On se laisse emporter par la chevauchée fantastique de l'orchestre sans s'apercevoir que c'est une cavalerie de rouleaux compresseurs, de rouleaux prêts à nous broyer, nous noyer dans des vagues assourdissantes. On les entend surtout dans la cinquième symphonie : des vagues sonores par lesquelles on se laisse emporter tant qu'elles montent mais qui, parvenues à leur paroxysme, nous noient dans notre propre enthousiasme, celui qu'on ne pouvait pas ne pas ressentir, celui qu'on devait, que l'on doit ressentir, que l'on nous somme de ressentir : « C'est comme si on nous matraquait tous en nous disant : Votre devoir est de vous réjouir, votre devoir est de vous réjouir. » À quoi le compositeur répond : regardez ce que j'en fais de cet enthousiasme dont vous me rabattez les oreilles, regardez : vous entendez ? Vous y voilà sourd.

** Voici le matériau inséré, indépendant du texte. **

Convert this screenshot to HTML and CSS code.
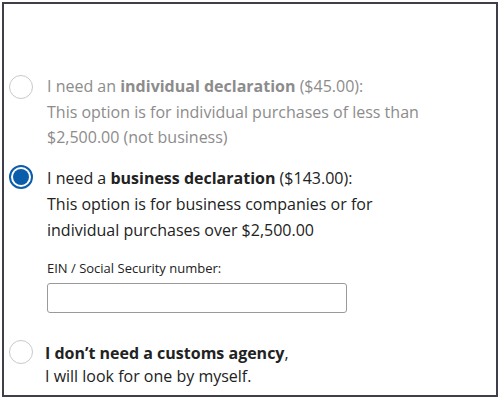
FILE: index.html
```html
<!DOCTYPE html>
<html lang="en">
<head>
    <meta charset="UTF-8">
    <meta name="viewport" content="width=device-width, initial-scale=1.0">
    <title>Customs declaration</title>
    <link rel="stylesheet" href="styles.css">
</head>
<body>
    <div class="frame">
        <!-- Option 1 : individual -->
        <div class="option option-disabled">
            <span class="radio"></span>
            <div class="option-text">
                <p>I need an <strong>individual declaration</strong> ($45.00):</p>
                <p>This option is for individual purchases of less than $2,500.00 (not business)</p>
            </div>
        </div>

        <!-- Option 2 : business (selected) -->
        <div class="option option-selected">
            <span class="radio checked"></span>
            <div class="option-text">
                <p>I need a <strong>business declaration</strong> ($143.00):</p>
                <p>This option is for business companies or for individual purchases over $2,500.00</p>
                <div class="field">
                    <label for="ein">EIN / Social Security number:</label>
                    <input type="text" id="ein">
                </div>
            </div>
        </div>

        <!-- Option 3 : no agency -->
        <div class="option option-none">
            <span class="radio"></span>
            <div class="option-text">
                <p><strong>I don’t need a customs agency</strong>,</p>
                <p>I will look for one by myself.</p>
            </div>
        </div>
    </div>
</body>
</html>
```

FILE: styles.css
```css
/* General Reset */
* {
    margin: 0;
    padding: 0;
    box-sizing: border-box;
}

body {
    font-family: 'Open Sans', 'Noto Sans', sans-serif;
    background-color: #fff;
    color: #222;
    padding: 2px;
}

.frame {
    width: 496px;
    height: 395px;
    border: 2px solid #3f3f4c;
    padding: 70px 0 0 5px;
    overflow: hidden;
}

.option {
    display: flex;
    gap: 14px;
}

.option-text {
    max-width: 400px;
}

.option p {
    font-size: 16px;
    line-height: 25.5px;
}

.radio {
    flex: none;
    width: 24px;
    height: 24px;
    margin-top: 1px;
    border: 1px solid #c9c9c9;
    border-radius: 50%;
    position: relative;
}

.radio.checked {
    margin-top: 0;
    border: 2px solid #0b5cab;
}

.radio.checked::after {
    content: "";
    position: absolute;
    top: 2px;
    left: 2px;
    width: 16px;
    height: 16px;
    border-radius: 50%;
    background: #0b5cab;
}

.option-disabled {
    color: #8c8c8c;
}

.option-selected {
    margin-top: 14px;
}

.option-selected p {
    line-height: 26px;
}

.field {
    margin-top: 15px;
}

.field label {
    display: block;
    font-size: 13px;
    line-height: 20px;
    margin-bottom: 5px;
}

.field input {
    width: 300px;
    height: 30px;
    border: 1px solid #9a9a9a;
    border-radius: 3px;
    font-family: inherit;
    font-size: 14px;
    padding: 0 8px;
}

.option-none {
    margin-top: 29px;
    gap: 12px;
}

.option-none .radio {
    margin-top: -2px;
}

.option-none p {
    line-height: 23px;
}
```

Paroxysme et paradoxe : ces vagues qui nous submergent, le compositeur les provoque pour qu'elles déferlent sur ceux-là même qui les exigent, quand bien même elles devraient le noyer en même temps. Subies et infligées, elles sont l'arme à double tranchant que manie l'orchestre dans une lutte titanesque. Lorsqu'elles se brisent, on découvre un paysage désolé, qui en appellent d'autres encore : il faut que la désolation disparaisse ; si l'on n'arrive pas à la faire cesser ni à la masquer, la lutte titanesque reprendra et finira par l'éliminera en détruisant ce qu'il en reste.

 

Parce que : sa désolation magnifique

Quand la joie autoritaire et sa dérision féroce refluent, un instrument survole lentement le paysage de désolation qu'elles ont laissé, se pose quelque part, au milieu d'une plaine enneigée. La voix qui s'élève alors est ce qui s'approche le plus du lyrisme, lequel ne peut plus être qu'un mensonge au sein d'une société communiste. Le basson n'exprime pas les épanchements d'une âme, il la dit seule, dehors, dans le froid, à l'abri du monde rentré chez lui. Qui d'autre que Chostakovitch confierait un tel chant du cygne à cet instrument nasillard ? Ou rendrait par l'égrenage de la harpe, d'habitude si apaisante, la mécanique d'une boîte à musique, du temps compté ?

 

Parce que : la lutte contre le silence

« L'art, c'est la rupture du silence. » J'ai attrapé la phrase au vol en feuilletant le programme et je n'y ai plus trop pensé jusqu'à la fin – jusqu'aux fins. Celle de la cinquième symphonie frappe fort, un grand coup de grosse caisse avant le silence, auquel elle ne se rend pas si facilement : le musicien, qui s'est reculé pour frapper avec plus de force, se jette d'un coup sur l'instrument pour étouffer toute résonance, dans un geste qui tient autant de l'embrassade que du hara-kiri par maillet – conclusion parfaitement ambiguë3 pour cette symphonie qui refuse de se taire comme de chanter des louanges immérités. Plus subversif encore, le decrescendo finale de la quatrième symphonie, tout en vibrations, fait bourdonner le silence au point que l'on ne sait plus si la musique a ou non déjà pris fin. J'ai rarement vu le public retenir aussi longtemps ses applaudissements, qui finissent par éclater, comme à regret. Vous reviendrez bien pour un concert sous la clim' au rang K du second balcon : Chostakovitch vaut bien un rhume, non ?

 

1 Le programme en trouve même une citation dans le Concerto n° 1.
2 Programme, p. 50.
3 Kundera aurait pu intégrer cette cinquième symphonie dans son essai sur les paradoxes terminaux, tant cela correspond bien. Mais je vais essayer de vous épargner mon revival du *Kundera power* en le limitant aux notes de bas de page.